## What to produce:
Scan the data for lines with "index" and report the count by itself.

---- Collected material

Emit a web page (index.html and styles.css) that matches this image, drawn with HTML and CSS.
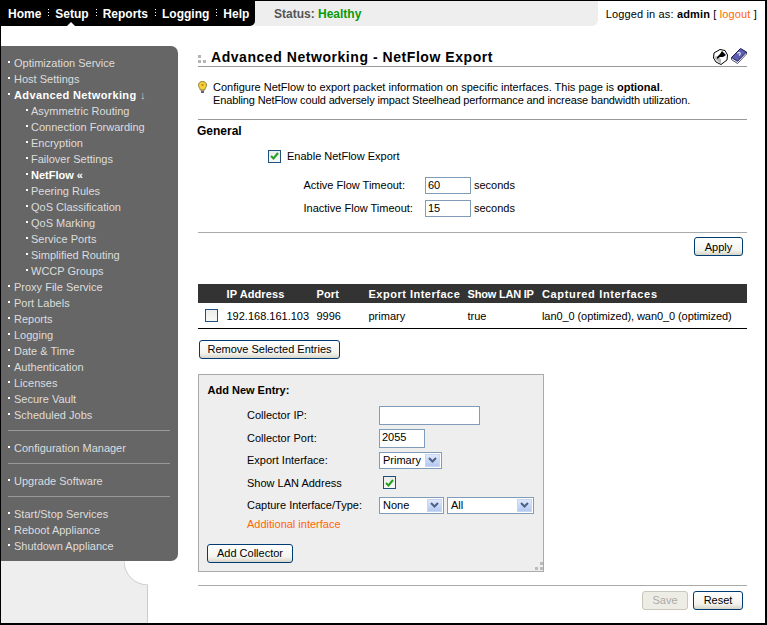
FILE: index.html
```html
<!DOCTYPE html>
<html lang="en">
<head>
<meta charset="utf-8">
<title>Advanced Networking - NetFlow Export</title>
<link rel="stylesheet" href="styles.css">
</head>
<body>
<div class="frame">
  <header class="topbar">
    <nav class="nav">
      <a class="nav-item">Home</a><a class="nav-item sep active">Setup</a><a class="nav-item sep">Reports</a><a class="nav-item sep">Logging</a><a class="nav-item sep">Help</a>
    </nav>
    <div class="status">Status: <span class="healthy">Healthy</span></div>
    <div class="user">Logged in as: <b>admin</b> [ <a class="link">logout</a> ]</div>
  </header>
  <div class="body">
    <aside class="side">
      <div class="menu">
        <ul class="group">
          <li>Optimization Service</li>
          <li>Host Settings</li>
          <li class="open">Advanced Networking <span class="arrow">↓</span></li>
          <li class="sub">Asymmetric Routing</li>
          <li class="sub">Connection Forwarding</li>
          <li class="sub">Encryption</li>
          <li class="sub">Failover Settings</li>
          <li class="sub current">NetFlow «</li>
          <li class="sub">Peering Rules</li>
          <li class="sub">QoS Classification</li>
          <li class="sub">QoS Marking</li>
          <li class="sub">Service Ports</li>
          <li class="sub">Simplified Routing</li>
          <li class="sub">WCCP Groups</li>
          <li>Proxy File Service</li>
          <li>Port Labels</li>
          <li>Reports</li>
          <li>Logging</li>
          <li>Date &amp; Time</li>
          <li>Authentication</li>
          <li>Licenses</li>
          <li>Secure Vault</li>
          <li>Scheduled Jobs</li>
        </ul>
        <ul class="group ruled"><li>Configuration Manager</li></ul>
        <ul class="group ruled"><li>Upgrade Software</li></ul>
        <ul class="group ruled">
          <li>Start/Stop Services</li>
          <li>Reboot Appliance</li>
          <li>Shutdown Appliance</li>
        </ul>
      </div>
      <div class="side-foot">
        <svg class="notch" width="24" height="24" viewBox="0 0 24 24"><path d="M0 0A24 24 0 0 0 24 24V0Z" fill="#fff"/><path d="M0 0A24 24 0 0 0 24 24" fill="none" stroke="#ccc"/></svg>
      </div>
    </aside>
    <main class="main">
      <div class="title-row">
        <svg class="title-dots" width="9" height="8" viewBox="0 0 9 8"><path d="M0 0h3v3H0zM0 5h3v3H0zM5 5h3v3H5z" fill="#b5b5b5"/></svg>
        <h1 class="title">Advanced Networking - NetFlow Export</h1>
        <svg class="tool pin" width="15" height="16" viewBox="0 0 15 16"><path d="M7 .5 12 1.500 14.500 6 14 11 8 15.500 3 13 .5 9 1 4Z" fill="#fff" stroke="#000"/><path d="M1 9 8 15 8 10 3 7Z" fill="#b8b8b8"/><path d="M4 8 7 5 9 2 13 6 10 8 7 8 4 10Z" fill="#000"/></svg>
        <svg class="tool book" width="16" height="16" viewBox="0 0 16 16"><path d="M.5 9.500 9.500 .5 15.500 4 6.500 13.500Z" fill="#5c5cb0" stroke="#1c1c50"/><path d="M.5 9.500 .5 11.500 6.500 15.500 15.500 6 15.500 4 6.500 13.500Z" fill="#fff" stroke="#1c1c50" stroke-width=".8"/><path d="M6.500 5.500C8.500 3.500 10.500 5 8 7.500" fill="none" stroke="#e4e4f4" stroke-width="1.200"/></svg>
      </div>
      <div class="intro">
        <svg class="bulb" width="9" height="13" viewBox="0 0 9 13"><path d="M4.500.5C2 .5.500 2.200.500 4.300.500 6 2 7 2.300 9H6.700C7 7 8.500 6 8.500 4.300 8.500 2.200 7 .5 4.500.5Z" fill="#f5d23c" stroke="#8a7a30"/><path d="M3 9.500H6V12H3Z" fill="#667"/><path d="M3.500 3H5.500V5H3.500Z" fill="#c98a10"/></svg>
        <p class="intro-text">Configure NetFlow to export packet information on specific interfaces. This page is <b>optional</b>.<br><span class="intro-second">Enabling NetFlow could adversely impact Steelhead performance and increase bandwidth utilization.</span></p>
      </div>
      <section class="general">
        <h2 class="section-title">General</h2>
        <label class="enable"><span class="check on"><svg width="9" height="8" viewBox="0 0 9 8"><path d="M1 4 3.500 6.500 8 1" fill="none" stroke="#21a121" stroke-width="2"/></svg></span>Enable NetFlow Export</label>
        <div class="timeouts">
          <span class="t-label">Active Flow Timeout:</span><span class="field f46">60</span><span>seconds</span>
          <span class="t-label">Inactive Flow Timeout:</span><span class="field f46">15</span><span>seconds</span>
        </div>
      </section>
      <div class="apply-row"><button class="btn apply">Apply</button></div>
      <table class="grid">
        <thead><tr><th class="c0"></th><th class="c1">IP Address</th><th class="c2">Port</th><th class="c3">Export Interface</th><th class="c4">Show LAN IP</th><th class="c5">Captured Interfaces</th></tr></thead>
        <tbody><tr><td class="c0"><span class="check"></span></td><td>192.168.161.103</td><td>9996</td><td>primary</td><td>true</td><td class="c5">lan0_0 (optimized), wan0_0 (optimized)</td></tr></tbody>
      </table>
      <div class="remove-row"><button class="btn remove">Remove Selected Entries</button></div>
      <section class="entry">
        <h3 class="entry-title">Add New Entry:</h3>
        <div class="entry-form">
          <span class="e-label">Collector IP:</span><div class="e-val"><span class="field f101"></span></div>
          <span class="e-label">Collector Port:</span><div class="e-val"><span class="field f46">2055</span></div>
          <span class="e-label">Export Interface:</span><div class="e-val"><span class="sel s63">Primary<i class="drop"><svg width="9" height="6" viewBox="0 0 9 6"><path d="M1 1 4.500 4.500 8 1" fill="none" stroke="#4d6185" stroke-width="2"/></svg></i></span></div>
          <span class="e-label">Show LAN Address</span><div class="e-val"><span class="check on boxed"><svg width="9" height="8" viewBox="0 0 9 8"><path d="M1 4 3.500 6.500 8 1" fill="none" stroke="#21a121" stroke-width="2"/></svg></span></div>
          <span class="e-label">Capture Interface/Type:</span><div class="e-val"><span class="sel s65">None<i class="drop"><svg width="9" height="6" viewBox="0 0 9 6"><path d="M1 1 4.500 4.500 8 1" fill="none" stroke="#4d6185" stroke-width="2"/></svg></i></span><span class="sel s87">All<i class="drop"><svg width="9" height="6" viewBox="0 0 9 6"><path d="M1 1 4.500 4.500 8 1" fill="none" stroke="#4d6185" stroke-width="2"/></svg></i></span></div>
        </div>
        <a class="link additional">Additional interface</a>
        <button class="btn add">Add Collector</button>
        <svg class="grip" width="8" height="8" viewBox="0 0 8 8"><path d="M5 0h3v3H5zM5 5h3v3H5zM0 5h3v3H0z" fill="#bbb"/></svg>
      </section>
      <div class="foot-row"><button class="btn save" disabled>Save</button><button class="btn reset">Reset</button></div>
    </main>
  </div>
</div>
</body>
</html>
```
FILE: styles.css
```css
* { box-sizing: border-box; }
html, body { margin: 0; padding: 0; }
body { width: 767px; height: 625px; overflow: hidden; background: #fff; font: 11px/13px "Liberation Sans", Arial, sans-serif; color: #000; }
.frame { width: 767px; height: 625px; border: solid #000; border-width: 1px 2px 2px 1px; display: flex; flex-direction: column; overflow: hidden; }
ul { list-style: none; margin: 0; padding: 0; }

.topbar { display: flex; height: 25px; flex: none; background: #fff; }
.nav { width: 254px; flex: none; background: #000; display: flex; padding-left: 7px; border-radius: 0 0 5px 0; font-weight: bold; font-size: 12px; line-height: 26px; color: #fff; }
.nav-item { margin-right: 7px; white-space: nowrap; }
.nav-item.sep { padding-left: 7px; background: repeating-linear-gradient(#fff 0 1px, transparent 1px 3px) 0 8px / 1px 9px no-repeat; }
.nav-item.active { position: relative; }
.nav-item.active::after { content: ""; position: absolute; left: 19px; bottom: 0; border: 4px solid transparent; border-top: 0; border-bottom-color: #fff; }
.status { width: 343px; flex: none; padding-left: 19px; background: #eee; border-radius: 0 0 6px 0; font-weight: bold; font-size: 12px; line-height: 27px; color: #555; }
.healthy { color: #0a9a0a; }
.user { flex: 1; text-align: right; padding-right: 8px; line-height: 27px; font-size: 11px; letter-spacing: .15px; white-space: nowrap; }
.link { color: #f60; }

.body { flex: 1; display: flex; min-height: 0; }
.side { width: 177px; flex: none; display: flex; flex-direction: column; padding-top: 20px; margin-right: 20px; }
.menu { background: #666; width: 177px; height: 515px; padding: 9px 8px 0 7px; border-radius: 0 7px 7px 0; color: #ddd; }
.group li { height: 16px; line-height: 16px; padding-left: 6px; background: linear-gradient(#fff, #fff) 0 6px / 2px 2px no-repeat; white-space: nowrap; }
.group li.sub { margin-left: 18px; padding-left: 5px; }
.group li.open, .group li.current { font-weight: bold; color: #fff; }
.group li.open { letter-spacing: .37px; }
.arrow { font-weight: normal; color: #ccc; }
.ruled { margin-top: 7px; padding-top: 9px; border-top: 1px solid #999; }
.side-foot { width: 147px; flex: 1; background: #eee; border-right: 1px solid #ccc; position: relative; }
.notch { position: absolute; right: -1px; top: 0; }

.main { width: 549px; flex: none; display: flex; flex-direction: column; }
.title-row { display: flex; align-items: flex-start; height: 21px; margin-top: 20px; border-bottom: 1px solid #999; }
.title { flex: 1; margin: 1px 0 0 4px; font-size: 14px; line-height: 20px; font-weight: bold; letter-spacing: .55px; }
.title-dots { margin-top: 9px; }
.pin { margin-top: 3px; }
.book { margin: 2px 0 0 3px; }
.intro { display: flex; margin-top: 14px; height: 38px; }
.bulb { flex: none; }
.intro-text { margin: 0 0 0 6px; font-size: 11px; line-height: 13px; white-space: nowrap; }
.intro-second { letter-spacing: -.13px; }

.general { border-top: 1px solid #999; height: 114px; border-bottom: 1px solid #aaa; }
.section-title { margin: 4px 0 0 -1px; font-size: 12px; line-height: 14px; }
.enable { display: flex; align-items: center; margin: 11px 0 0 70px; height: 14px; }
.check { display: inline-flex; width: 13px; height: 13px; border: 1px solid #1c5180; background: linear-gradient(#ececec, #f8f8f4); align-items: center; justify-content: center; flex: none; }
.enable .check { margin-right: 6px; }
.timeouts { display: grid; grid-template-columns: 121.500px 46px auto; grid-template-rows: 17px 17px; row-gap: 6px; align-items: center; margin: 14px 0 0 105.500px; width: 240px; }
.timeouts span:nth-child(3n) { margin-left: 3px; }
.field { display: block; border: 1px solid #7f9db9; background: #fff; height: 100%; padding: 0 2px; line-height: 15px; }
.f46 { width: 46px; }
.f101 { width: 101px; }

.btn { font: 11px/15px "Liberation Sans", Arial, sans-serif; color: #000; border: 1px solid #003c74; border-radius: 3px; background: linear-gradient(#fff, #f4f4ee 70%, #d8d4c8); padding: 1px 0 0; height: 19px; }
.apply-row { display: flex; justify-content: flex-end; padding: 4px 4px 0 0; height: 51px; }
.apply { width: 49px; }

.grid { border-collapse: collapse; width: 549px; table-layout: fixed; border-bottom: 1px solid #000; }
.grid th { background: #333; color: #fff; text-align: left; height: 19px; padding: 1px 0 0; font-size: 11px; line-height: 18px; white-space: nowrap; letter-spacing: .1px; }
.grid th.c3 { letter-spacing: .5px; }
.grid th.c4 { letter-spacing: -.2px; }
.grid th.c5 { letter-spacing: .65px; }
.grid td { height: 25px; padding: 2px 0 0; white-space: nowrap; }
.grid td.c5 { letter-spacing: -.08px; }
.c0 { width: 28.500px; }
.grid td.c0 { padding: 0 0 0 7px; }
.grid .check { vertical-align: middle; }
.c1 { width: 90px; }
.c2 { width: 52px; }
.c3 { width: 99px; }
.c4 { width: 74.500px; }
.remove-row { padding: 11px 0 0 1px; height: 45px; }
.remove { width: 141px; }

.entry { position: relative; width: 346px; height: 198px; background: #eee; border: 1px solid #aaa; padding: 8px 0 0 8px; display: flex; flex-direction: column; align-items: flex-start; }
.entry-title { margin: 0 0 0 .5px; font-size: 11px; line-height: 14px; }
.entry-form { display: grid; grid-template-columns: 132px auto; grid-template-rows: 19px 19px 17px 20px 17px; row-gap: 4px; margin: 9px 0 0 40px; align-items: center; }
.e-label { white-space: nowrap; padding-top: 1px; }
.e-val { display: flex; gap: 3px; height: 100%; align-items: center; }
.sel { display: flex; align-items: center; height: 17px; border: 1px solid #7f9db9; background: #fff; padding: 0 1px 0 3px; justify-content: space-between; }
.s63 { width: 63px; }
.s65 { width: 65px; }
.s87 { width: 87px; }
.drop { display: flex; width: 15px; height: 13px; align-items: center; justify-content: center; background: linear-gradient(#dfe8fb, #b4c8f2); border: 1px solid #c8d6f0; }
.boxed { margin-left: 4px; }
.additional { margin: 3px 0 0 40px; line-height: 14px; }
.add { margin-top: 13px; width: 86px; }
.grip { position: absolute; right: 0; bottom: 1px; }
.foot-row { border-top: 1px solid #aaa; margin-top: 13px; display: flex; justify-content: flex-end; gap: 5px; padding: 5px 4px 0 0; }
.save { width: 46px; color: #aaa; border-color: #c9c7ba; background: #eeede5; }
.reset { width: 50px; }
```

--------

## Expected answer:
2